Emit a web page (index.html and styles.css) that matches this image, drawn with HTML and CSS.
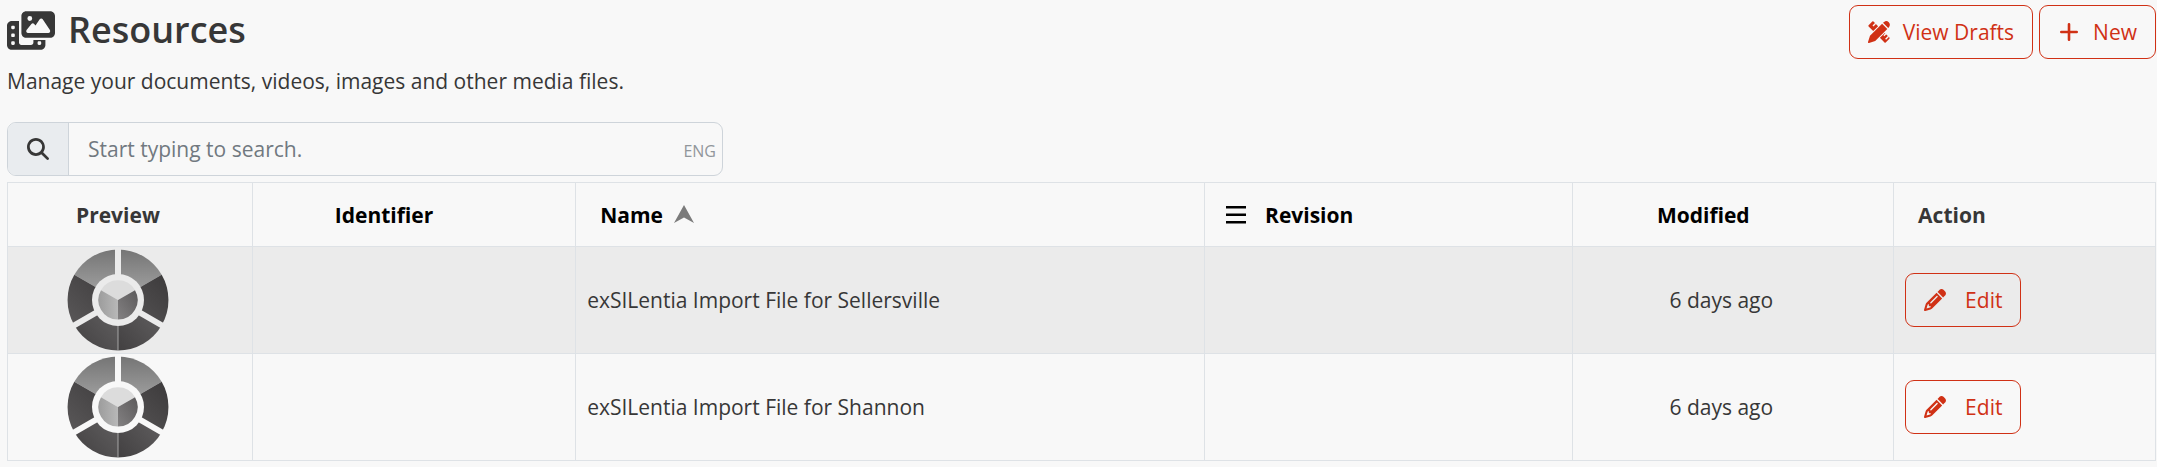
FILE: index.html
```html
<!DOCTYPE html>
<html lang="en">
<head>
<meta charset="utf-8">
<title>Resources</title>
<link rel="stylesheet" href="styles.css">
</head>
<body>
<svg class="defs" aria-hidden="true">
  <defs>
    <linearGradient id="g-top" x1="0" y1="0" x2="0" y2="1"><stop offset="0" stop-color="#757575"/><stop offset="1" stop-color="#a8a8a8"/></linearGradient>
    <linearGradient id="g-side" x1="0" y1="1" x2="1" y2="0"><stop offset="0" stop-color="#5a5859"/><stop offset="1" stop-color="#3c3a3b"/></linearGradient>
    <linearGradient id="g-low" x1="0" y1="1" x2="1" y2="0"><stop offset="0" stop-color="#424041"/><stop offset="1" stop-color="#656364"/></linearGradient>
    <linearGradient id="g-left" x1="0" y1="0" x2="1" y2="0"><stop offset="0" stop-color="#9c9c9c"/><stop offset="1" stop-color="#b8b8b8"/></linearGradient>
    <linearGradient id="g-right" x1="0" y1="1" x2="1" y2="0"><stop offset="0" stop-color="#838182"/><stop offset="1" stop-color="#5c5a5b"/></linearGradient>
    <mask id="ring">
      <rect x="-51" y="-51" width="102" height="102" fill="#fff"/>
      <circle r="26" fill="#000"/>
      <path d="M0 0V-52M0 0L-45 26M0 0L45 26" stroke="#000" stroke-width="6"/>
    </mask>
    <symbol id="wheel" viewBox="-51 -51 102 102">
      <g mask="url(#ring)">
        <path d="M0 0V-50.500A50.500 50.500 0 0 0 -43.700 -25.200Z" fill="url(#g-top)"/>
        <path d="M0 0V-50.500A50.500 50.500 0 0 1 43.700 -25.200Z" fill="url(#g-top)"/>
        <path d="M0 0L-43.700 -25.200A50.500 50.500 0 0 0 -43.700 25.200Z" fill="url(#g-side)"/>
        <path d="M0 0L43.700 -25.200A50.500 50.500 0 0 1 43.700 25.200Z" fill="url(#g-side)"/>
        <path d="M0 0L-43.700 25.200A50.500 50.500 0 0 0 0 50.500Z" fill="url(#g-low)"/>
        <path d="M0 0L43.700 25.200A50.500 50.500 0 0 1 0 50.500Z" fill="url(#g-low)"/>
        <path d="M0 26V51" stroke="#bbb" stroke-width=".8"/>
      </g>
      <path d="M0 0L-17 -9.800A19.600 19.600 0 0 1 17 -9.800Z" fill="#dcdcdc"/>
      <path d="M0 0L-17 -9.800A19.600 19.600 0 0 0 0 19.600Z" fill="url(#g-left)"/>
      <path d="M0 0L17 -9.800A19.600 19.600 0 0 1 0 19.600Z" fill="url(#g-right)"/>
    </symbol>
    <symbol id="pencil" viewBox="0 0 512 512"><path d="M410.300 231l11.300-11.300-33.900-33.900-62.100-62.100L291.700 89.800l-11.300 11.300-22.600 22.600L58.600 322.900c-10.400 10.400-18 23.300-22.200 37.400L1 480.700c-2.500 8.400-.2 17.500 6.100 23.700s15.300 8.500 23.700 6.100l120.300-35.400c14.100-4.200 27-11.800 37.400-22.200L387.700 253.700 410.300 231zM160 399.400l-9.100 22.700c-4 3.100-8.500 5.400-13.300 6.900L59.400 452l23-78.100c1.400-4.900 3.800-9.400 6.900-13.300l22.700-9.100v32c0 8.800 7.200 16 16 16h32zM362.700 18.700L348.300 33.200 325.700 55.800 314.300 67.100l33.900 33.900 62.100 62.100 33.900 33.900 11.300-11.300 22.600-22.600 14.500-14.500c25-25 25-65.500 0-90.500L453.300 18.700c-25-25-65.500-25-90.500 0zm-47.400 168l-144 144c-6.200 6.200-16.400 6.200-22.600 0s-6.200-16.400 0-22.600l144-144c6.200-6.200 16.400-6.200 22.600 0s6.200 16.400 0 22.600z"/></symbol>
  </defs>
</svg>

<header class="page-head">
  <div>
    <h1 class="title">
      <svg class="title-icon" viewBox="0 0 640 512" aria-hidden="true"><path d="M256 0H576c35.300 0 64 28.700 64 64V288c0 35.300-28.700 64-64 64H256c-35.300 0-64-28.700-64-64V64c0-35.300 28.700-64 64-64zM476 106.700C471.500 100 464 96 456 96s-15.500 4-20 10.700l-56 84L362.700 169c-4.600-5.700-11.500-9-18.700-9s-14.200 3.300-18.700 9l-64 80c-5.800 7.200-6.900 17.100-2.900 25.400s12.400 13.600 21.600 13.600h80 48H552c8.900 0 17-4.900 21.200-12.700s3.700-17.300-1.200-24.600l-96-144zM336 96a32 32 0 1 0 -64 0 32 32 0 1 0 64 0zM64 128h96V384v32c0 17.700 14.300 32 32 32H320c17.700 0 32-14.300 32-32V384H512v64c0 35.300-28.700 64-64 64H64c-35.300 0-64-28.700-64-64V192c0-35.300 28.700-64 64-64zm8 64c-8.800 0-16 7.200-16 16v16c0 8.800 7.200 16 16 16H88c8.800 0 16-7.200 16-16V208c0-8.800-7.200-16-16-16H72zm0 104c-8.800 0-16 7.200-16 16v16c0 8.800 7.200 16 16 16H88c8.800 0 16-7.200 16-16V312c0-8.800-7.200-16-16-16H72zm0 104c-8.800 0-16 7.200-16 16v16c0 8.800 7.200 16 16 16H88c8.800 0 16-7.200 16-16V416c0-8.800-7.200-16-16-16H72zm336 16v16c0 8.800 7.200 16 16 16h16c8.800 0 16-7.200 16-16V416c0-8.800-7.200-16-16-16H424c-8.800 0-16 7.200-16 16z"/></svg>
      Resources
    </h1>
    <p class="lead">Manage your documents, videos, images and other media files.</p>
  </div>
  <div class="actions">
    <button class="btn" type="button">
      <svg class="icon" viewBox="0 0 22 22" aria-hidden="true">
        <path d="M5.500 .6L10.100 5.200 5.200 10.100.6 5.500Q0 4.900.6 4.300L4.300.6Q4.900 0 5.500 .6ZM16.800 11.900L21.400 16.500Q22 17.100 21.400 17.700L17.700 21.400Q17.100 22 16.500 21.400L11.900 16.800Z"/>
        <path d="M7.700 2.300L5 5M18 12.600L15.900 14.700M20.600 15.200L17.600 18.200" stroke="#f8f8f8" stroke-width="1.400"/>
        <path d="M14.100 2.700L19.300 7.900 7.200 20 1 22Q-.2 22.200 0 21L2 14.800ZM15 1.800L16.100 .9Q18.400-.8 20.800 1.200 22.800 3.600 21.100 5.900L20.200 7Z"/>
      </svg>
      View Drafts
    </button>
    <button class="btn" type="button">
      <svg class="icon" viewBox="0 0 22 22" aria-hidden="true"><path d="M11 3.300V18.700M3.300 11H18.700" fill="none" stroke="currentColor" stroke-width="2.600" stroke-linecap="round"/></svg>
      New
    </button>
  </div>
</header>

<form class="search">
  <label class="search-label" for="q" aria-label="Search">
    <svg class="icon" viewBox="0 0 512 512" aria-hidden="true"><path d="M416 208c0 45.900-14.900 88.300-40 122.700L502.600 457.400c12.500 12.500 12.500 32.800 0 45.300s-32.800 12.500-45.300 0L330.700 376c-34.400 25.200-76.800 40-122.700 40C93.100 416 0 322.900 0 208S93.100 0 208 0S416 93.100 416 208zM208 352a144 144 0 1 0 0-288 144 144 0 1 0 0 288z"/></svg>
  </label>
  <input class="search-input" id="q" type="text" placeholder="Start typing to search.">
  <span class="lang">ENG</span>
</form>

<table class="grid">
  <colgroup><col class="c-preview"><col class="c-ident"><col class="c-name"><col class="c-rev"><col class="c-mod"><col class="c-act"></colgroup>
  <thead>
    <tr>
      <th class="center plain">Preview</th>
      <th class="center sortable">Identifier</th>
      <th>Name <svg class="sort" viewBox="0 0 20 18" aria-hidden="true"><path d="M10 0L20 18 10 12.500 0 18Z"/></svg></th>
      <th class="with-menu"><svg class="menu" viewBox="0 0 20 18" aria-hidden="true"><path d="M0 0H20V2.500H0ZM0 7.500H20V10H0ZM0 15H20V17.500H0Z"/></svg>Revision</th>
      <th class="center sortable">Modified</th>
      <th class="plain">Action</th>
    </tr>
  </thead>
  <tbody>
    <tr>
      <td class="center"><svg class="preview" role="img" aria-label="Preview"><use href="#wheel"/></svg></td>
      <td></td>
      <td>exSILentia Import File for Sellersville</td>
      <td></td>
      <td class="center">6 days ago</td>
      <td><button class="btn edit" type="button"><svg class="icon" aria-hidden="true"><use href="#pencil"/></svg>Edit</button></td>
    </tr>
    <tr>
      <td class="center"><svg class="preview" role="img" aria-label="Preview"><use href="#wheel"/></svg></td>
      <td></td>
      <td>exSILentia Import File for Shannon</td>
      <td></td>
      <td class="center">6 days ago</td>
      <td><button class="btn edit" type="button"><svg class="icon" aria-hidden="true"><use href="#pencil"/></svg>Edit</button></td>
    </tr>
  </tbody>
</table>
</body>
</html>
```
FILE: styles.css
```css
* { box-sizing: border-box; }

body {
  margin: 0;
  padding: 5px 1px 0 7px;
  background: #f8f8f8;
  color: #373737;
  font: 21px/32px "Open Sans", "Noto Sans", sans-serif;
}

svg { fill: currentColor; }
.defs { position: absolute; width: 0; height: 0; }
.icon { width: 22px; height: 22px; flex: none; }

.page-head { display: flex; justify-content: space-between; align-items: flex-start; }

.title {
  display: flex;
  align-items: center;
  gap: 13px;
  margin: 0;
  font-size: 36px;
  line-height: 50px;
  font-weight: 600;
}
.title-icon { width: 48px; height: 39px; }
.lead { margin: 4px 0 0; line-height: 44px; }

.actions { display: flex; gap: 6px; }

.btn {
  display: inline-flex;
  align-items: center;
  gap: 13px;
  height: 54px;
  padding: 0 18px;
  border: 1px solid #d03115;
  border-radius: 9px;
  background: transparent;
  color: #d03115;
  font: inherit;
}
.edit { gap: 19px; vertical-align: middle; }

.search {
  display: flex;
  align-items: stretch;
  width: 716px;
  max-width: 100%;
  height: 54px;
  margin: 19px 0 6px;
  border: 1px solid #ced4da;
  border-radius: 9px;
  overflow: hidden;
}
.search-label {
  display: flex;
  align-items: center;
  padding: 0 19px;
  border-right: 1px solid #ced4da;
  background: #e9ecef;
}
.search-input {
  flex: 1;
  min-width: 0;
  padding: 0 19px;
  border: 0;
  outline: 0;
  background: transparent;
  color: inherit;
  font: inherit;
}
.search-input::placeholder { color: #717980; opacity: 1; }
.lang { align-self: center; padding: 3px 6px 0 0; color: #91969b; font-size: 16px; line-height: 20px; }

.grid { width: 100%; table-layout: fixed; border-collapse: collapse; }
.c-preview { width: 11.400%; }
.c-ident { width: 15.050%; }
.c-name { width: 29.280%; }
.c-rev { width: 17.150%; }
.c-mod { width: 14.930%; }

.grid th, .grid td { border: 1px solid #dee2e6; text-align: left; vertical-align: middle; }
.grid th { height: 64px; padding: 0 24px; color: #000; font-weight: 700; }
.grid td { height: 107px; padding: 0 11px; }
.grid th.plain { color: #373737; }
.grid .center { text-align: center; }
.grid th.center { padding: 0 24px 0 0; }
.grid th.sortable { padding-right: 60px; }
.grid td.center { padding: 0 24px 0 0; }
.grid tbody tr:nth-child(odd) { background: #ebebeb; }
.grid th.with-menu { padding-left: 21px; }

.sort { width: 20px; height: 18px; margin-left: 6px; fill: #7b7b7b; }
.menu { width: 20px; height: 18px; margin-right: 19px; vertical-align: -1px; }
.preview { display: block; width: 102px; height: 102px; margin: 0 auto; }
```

- Written exercise: Pick out every line with the string "page" and copy it.

- Worked answer:
Emit a web page (index.html and styles.css) that matches this image, drawn with HTML and CSS.
<header class="page-head">
.page-head { display: flex; justify-content: space-between; align-items: flex-start; }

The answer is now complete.